The problem:
Keep the pictures out of the copy and print all the entries below exactly.

Web page code records:
= = =
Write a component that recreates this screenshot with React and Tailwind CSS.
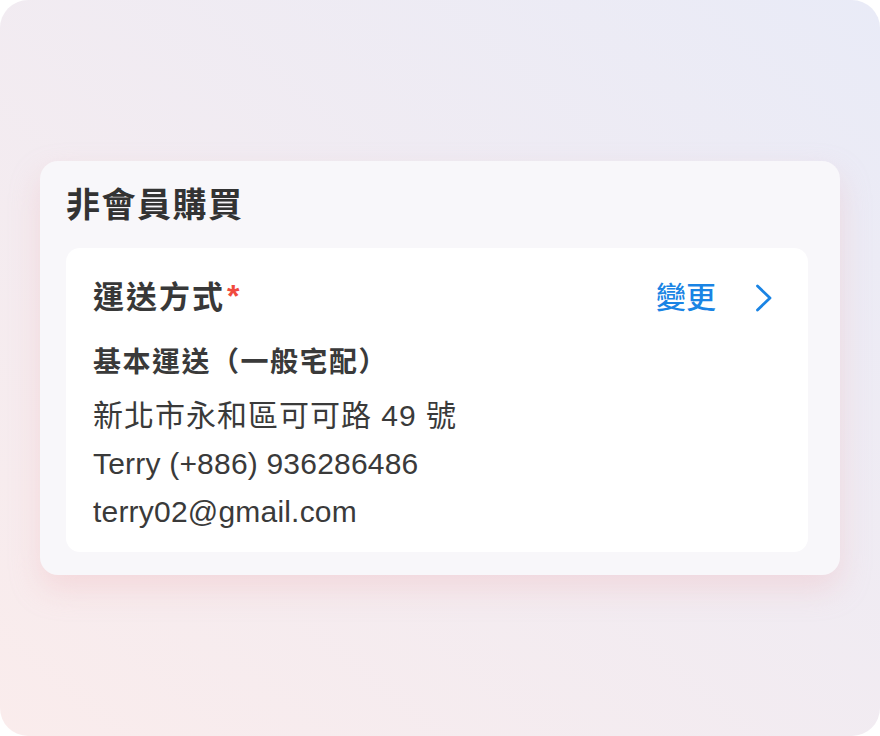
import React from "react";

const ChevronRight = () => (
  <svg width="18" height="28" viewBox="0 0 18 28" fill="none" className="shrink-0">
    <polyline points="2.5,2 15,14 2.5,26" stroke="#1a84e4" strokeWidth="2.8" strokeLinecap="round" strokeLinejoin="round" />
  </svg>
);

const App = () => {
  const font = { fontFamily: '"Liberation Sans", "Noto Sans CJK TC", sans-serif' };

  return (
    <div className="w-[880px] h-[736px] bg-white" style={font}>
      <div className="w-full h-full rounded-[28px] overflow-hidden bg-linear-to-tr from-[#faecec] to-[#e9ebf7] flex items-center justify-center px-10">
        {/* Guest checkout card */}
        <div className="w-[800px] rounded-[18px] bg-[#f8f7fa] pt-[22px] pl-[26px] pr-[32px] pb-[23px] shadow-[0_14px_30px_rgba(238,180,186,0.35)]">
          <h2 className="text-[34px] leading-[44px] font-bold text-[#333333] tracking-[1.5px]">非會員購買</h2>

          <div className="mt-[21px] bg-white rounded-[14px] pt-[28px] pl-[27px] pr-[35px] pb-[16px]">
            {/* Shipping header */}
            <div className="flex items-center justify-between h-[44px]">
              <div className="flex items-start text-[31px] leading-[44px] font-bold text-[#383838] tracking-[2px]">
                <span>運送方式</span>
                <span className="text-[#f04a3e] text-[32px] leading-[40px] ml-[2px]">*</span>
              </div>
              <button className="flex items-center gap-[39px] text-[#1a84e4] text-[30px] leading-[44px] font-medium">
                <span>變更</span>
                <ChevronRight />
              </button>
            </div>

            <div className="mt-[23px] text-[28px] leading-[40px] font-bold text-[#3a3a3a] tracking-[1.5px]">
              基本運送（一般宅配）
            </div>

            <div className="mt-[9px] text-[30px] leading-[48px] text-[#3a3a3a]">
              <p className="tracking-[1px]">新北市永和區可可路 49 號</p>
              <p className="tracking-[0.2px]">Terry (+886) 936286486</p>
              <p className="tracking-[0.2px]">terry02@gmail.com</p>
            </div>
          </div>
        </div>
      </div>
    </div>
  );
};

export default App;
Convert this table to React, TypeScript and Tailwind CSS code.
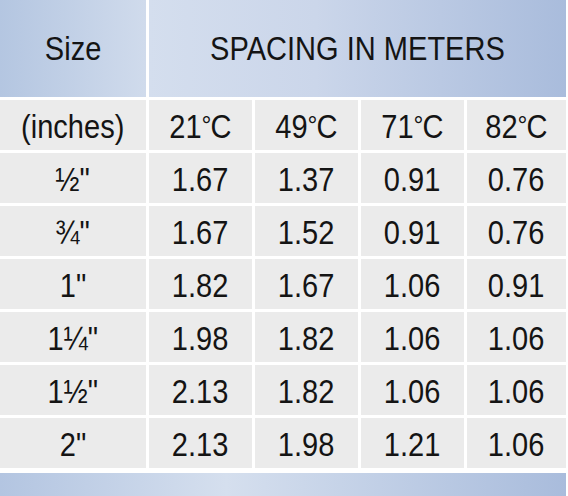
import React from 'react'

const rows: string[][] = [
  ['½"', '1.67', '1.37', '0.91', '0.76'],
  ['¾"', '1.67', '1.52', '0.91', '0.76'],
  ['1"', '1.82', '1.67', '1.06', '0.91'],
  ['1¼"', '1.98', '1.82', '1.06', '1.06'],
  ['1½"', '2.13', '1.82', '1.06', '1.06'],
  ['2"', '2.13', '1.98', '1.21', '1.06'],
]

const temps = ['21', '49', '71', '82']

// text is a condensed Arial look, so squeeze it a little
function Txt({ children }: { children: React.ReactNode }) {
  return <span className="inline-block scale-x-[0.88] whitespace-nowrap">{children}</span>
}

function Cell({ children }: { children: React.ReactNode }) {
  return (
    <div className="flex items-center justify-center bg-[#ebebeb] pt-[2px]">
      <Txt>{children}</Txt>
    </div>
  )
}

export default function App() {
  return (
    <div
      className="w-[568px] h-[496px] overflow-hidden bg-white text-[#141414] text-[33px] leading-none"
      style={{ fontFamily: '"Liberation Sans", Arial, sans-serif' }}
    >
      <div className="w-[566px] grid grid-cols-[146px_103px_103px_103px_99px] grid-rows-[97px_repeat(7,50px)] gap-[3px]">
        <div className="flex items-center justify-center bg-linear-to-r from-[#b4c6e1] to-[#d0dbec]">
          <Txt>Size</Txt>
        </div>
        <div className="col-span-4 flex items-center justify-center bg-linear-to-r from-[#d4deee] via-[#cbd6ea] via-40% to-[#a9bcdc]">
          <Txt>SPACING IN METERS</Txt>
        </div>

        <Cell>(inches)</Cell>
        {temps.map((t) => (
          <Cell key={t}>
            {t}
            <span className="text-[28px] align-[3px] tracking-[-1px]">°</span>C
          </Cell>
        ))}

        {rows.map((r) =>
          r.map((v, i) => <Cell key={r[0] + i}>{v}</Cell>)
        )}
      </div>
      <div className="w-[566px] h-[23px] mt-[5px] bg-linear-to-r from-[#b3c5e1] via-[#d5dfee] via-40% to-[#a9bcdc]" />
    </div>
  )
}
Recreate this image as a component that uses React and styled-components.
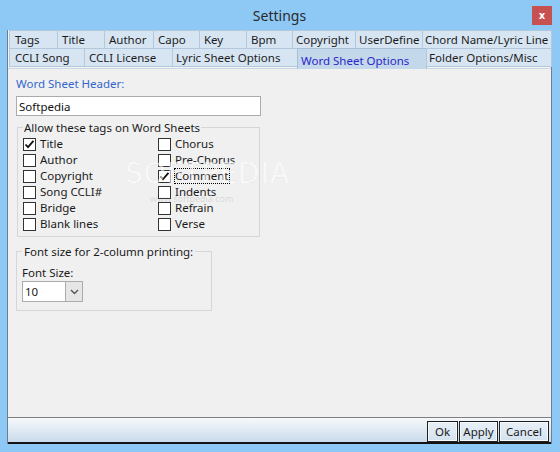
= = =
Completed task:
Write a component that recreates this screenshot with React and Tailwind CSS.
import React from "react";

const ChevronRight = () => (
  <svg width="18" height="28" viewBox="0 0 18 28" fill="none" className="shrink-0">
    <polyline points="2.5,2 15,14 2.5,26" stroke="#1a84e4" strokeWidth="2.8" strokeLinecap="round" strokeLinejoin="round" />
  </svg>
);

const App = () => {
  const font = { fontFamily: '"Liberation Sans", "Noto Sans CJK TC", sans-serif' };

  return (
    <div className="w-[880px] h-[736px] bg-white" style={font}>
      <div className="w-full h-full rounded-[28px] overflow-hidden bg-linear-to-tr from-[#faecec] to-[#e9ebf7] flex items-center justify-center px-10">
        {/* Guest checkout card */}
        <div className="w-[800px] rounded-[18px] bg-[#f8f7fa] pt-[22px] pl-[26px] pr-[32px] pb-[23px] shadow-[0_14px_30px_rgba(238,180,186,0.35)]">
          <h2 className="text-[34px] leading-[44px] font-bold text-[#333333] tracking-[1.5px]">非會員購買</h2>

          <div className="mt-[21px] bg-white rounded-[14px] pt-[28px] pl-[27px] pr-[35px] pb-[16px]">
            {/* Shipping header */}
            <div className="flex items-center justify-between h-[44px]">
              <div className="flex items-start text-[31px] leading-[44px] font-bold text-[#383838] tracking-[2px]">
                <span>運送方式</span>
                <span className="text-[#f04a3e] text-[32px] leading-[40px] ml-[2px]">*</span>
              </div>
              <button className="flex items-center gap-[39px] text-[#1a84e4] text-[30px] leading-[44px] font-medium">
                <span>變更</span>
                <ChevronRight />
              </button>
            </div>

            <div className="mt-[23px] text-[28px] leading-[40px] font-bold text-[#3a3a3a] tracking-[1.5px]">
              基本運送（一般宅配）
            </div>

            <div className="mt-[9px] text-[30px] leading-[48px] text-[#3a3a3a]">
              <p className="tracking-[1px]">新北市永和區可可路 49 號</p>
              <p className="tracking-[0.2px]">Terry (+886) 936286486</p>
              <p className="tracking-[0.2px]">terry02@gmail.com</p>
            </div>
          </div>
        </div>
      </div>
    </div>
  );
};

export default App;
Convert this table to React, TypeScript and Tailwind CSS code.
import React from 'react'

const rows: string[][] = [
  ['½"', '1.67', '1.37', '0.91', '0.76'],
  ['¾"', '1.67', '1.52', '0.91', '0.76'],
  ['1"', '1.82', '1.67', '1.06', '0.91'],
  ['1¼"', '1.98', '1.82', '1.06', '1.06'],
  ['1½"', '2.13', '1.82', '1.06', '1.06'],
  ['2"', '2.13', '1.98', '1.21', '1.06'],
]

const temps = ['21', '49', '71', '82']

// text is a condensed Arial look, so squeeze it a little
function Txt({ children }: { children: React.ReactNode }) {
  return <span className="inline-block scale-x-[0.88] whitespace-nowrap">{children}</span>
}

function Cell({ children }: { children: React.ReactNode }) {
  return (
    <div className="flex items-center justify-center bg-[#ebebeb] pt-[2px]">
      <Txt>{children}</Txt>
    </div>
  )
}

export default function App() {
  return (
    <div
      className="w-[568px] h-[496px] overflow-hidden bg-white text-[#141414] text-[33px] leading-none"
      style={{ fontFamily: '"Liberation Sans", Arial, sans-serif' }}
    >
      <div className="w-[566px] grid grid-cols-[146px_103px_103px_103px_99px] grid-rows-[97px_repeat(7,50px)] gap-[3px]">
        <div className="flex items-center justify-center bg-linear-to-r from-[#b4c6e1] to-[#d0dbec]">
          <Txt>Size</Txt>
        </div>
        <div className="col-span-4 flex items-center justify-center bg-linear-to-r from-[#d4deee] via-[#cbd6ea] via-40% to-[#a9bcdc]">
          <Txt>SPACING IN METERS</Txt>
        </div>

        <Cell>(inches)</Cell>
        {temps.map((t) => (
          <Cell key={t}>
            {t}
            <span className="text-[28px] align-[3px] tracking-[-1px]">°</span>C
          </Cell>
        ))}

        {rows.map((r) =>
          r.map((v, i) => <Cell key={r[0] + i}>{v}</Cell>)
        )}
      </div>
      <div className="w-[566px] h-[23px] mt-[5px] bg-linear-to-r from-[#b3c5e1] via-[#d5dfee] via-40% to-[#a9bcdc]" />
    </div>
  )
}
Recreate this image as a component that uses React and styled-components.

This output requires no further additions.